WHAT YOU ARE ASKED TO DO | Copy each line below exactly and leave the pictures out.

DATA EXCERPT |
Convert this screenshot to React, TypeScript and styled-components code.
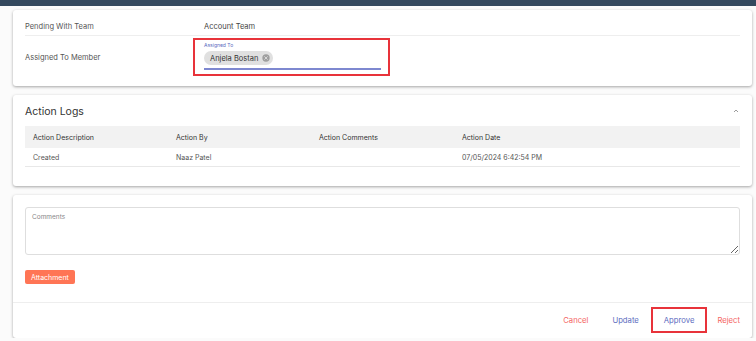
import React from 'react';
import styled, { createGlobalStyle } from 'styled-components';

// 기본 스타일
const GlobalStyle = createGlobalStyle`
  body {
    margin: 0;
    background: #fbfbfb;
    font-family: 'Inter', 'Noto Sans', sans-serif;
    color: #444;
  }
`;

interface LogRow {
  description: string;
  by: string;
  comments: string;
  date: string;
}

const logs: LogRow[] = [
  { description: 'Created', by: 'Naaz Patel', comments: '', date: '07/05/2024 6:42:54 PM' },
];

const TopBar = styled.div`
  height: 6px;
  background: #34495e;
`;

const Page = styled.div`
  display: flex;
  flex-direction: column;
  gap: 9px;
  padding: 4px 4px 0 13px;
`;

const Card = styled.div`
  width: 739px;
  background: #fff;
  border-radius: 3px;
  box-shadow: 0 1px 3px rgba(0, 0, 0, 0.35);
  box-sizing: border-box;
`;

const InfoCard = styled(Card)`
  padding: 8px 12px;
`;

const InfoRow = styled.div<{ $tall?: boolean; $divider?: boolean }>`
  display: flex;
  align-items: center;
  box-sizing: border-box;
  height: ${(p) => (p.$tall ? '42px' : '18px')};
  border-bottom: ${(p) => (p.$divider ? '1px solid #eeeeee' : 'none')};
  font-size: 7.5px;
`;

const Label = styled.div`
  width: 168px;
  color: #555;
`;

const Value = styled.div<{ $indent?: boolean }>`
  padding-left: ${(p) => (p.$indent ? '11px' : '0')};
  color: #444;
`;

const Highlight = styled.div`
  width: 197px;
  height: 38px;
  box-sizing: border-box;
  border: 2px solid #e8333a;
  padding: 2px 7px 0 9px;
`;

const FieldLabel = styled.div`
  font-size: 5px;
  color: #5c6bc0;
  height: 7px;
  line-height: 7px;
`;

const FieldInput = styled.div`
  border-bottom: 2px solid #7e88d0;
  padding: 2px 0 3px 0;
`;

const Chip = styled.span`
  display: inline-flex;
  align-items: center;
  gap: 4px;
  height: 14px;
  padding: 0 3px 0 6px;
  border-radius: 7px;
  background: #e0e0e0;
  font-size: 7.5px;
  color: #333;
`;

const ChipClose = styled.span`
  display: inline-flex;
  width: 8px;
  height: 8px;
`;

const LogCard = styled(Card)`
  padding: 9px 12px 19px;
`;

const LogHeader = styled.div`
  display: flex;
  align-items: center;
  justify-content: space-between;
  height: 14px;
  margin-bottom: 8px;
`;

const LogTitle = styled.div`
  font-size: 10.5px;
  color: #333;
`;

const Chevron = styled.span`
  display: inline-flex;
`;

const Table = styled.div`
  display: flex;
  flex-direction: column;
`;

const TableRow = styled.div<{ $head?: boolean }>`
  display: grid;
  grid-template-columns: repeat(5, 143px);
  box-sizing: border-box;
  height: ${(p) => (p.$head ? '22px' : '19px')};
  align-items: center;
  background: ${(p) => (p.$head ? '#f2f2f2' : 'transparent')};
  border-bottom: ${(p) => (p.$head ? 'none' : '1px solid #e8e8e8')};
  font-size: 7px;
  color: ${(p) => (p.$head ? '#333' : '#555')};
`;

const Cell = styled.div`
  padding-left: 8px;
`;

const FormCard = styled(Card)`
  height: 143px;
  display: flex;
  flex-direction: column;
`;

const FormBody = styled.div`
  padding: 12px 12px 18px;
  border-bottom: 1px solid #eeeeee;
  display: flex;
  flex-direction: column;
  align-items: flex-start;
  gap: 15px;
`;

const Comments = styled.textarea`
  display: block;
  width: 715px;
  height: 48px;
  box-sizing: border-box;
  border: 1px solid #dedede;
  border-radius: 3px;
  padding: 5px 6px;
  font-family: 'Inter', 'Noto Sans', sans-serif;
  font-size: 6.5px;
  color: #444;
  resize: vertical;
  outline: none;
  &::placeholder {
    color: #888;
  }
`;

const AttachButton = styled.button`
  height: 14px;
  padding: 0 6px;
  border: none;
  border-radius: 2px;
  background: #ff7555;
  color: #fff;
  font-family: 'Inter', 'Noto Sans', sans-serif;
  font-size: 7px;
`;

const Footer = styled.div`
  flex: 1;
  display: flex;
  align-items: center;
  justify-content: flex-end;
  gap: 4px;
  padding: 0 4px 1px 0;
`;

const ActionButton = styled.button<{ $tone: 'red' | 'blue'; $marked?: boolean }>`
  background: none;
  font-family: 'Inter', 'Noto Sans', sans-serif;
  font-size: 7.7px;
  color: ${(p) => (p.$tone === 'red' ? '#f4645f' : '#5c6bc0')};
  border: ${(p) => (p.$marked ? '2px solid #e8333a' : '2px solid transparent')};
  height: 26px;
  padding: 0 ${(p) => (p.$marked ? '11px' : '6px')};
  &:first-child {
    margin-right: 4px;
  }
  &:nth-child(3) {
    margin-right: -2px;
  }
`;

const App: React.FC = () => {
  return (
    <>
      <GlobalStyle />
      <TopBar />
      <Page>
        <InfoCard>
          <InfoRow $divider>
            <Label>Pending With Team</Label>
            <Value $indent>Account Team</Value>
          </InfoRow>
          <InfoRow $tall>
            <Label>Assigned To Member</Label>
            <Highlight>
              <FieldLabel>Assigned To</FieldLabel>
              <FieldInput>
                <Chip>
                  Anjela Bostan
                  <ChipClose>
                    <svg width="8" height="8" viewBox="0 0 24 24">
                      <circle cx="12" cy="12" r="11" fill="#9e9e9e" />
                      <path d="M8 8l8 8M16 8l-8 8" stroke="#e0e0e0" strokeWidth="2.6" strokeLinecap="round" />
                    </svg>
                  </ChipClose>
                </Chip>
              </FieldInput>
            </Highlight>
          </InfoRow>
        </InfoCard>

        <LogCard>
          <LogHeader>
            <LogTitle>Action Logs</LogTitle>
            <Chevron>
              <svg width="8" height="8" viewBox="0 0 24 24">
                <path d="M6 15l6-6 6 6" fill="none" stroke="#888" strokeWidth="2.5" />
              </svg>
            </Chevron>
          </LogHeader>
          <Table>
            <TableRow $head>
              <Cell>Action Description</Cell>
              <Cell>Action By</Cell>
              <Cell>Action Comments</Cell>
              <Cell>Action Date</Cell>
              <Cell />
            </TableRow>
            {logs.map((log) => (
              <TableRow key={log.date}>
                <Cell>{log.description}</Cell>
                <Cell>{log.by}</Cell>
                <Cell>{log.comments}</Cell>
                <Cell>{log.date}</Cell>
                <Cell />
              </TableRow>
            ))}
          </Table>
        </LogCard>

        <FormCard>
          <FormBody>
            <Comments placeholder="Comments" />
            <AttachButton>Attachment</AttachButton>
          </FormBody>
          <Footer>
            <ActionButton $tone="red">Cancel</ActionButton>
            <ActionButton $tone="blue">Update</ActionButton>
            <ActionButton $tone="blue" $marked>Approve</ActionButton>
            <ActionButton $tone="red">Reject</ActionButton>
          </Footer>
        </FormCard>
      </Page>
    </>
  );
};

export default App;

SOLUTION TO THE EXERCISE |
Convert this screenshot to React, TypeScript and styled-components code.
import React from 'react';
import styled, { createGlobalStyle } from 'styled-components';

// 기본 스타일
const GlobalStyle = createGlobalStyle`
  body {
    margin: 0;
    background: #fbfbfb;
    font-family: 'Inter', 'Noto Sans', sans-serif;
    color: #444;
  }
`;

interface LogRow {
  description: string;
  by: string;
  comments: string;
  date: string;
}

const logs: LogRow[] = [
  { description: 'Created', by: 'Naaz Patel', comments: '', date: '07/05/2024 6:42:54 PM' },
];

const TopBar = styled.div`
  height: 6px;
  background: #34495e;
`;

const Page = styled.div`
  display: flex;
  flex-direction: column;
  gap: 9px;
  padding: 4px 4px 0 13px;
`;

const Card = styled.div`
  width: 739px;
  background: #fff;
  border-radius: 3px;
  box-shadow: 0 1px 3px rgba(0, 0, 0, 0.35);
  box-sizing: border-box;
`;

const InfoCard = styled(Card)`
  padding: 8px 12px;
`;

const InfoRow = styled.div<{ $tall?: boolean; $divider?: boolean }>`
  display: flex;
  align-items: center;
  box-sizing: border-box;
  height: ${(p) => (p.$tall ? '42px' : '18px')};
  border-bottom: ${(p) => (p.$divider ? '1px solid #eeeeee' : 'none')};
  font-size: 7.5px;
`;

const Label = styled.div`
  width: 168px;
  color: #555;
`;

const Value = styled.div<{ $indent?: boolean }>`
  padding-left: ${(p) => (p.$indent ? '11px' : '0')};
  color: #444;
`;

const Highlight = styled.div`
  width: 197px;
  height: 38px;
  box-sizing: border-box;
  border: 2px solid #e8333a;
  padding: 2px 7px 0 9px;
`;

const FieldLabel = styled.div`
  font-size: 5px;
  color: #5c6bc0;
  height: 7px;
  line-height: 7px;
`;

const FieldInput = styled.div`
  border-bottom: 2px solid #7e88d0;
  padding: 2px 0 3px 0;
`;

const Chip = styled.span`
  display: inline-flex;
  align-items: center;
  gap: 4px;
  height: 14px;
  padding: 0 3px 0 6px;
  border-radius: 7px;
  background: #e0e0e0;
  font-size: 7.5px;
  color: #333;
`;

const ChipClose = styled.span`
  display: inline-flex;
  width: 8px;
  height: 8px;
`;

const LogCard = styled(Card)`
  padding: 9px 12px 19px;
`;

const LogHeader = styled.div`
  display: flex;
  align-items: center;
  justify-content: space-between;
  height: 14px;
  margin-bottom: 8px;
`;

const LogTitle = styled.div`
  font-size: 10.5px;
  color: #333;
`;

const Chevron = styled.span`
  display: inline-flex;
`;

const Table = styled.div`
  display: flex;
  flex-direction: column;
`;

const TableRow = styled.div<{ $head?: boolean }>`
  display: grid;
  grid-template-columns: repeat(5, 143px);
  box-sizing: border-box;
  height: ${(p) => (p.$head ? '22px' : '19px')};
  align-items: center;
  background: ${(p) => (p.$head ? '#f2f2f2' : 'transparent')};
  border-bottom: ${(p) => (p.$head ? 'none' : '1px solid #e8e8e8')};
  font-size: 7px;
  color: ${(p) => (p.$head ? '#333' : '#555')};
`;

const Cell = styled.div`
  padding-left: 8px;
`;

const FormCard = styled(Card)`
  height: 143px;
  display: flex;
  flex-direction: column;
`;

const FormBody = styled.div`
  padding: 12px 12px 18px;
  border-bottom: 1px solid #eeeeee;
  display: flex;
  flex-direction: column;
  align-items: flex-start;
  gap: 15px;
`;

const Comments = styled.textarea`
  display: block;
  width: 715px;
  height: 48px;
  box-sizing: border-box;
  border: 1px solid #dedede;
  border-radius: 3px;
  padding: 5px 6px;
  font-family: 'Inter', 'Noto Sans', sans-serif;
  font-size: 6.5px;
  color: #444;
  resize: vertical;
  outline: none;
  &::placeholder {
    color: #888;
  }
`;

const AttachButton = styled.button`
  height: 14px;
  padding: 0 6px;
  border: none;
  border-radius: 2px;
  background: #ff7555;
  color: #fff;
  font-family: 'Inter', 'Noto Sans', sans-serif;
  font-size: 7px;
`;

const Footer = styled.div`
  flex: 1;
  display: flex;
  align-items: center;
  justify-content: flex-end;
  gap: 4px;
  padding: 0 4px 1px 0;
`;

const ActionButton = styled.button<{ $tone: 'red' | 'blue'; $marked?: boolean }>`
  background: none;
  font-family: 'Inter', 'Noto Sans', sans-serif;
  font-size: 7.7px;
  color: ${(p) => (p.$tone === 'red' ? '#f4645f' : '#5c6bc0')};
  border: ${(p) => (p.$marked ? '2px solid #e8333a' : '2px solid transparent')};
  height: 26px;
  padding: 0 ${(p) => (p.$marked ? '11px' : '6px')};
  &:first-child {
    margin-right: 4px;
  }
  &:nth-child(3) {
    margin-right: -2px;
  }
`;

const App: React.FC = () => {
  return (
    <>
      <GlobalStyle />
      <TopBar />
      <Page>
        <InfoCard>
          <InfoRow $divider>
            <Label>Pending With Team</Label>
            <Value $indent>Account Team</Value>
          </InfoRow>
          <InfoRow $tall>
            <Label>Assigned To Member</Label>
            <Highlight>
              <FieldLabel>Assigned To</FieldLabel>
              <FieldInput>
                <Chip>
                  Anjela Bostan
                  <ChipClose>
                    <svg width="8" height="8" viewBox="0 0 24 24">
                      <circle cx="12" cy="12" r="11" fill="#9e9e9e" />
                      <path d="M8 8l8 8M16 8l-8 8" stroke="#e0e0e0" strokeWidth="2.6" strokeLinecap="round" />
                    </svg>
                  </ChipClose>
                </Chip>
              </FieldInput>
            </Highlight>
          </InfoRow>
        </InfoCard>

        <LogCard>
          <LogHeader>
            <LogTitle>Action Logs</LogTitle>
            <Chevron>
              <svg width="8" height="8" viewBox="0 0 24 24">
                <path d="M6 15l6-6 6 6" fill="none" stroke="#888" strokeWidth="2.5" />
              </svg>
            </Chevron>
          </LogHeader>
          <Table>
            <TableRow $head>
              <Cell>Action Description</Cell>
              <Cell>Action By</Cell>
              <Cell>Action Comments</Cell>
              <Cell>Action Date</Cell>
              <Cell />
            </TableRow>
            {logs.map((log) => (
              <TableRow key={log.date}>
                <Cell>{log.description}</Cell>
                <Cell>{log.by}</Cell>
                <Cell>{log.comments}</Cell>
                <Cell>{log.date}</Cell>
                <Cell />
              </TableRow>
            ))}
          </Table>
        </LogCard>

        <FormCard>
          <FormBody>
            <Comments placeholder="Comments" />
            <AttachButton>Attachment</AttachButton>
          </FormBody>
          <Footer>
            <ActionButton $tone="red">Cancel</ActionButton>
            <ActionButton $tone="blue">Update</ActionButton>
            <ActionButton $tone="blue" $marked>Approve</ActionButton>
            <ActionButton $tone="red">Reject</ActionButton>
          </Footer>
        </FormCard>
      </Page>
    </>
  );
};

export default App;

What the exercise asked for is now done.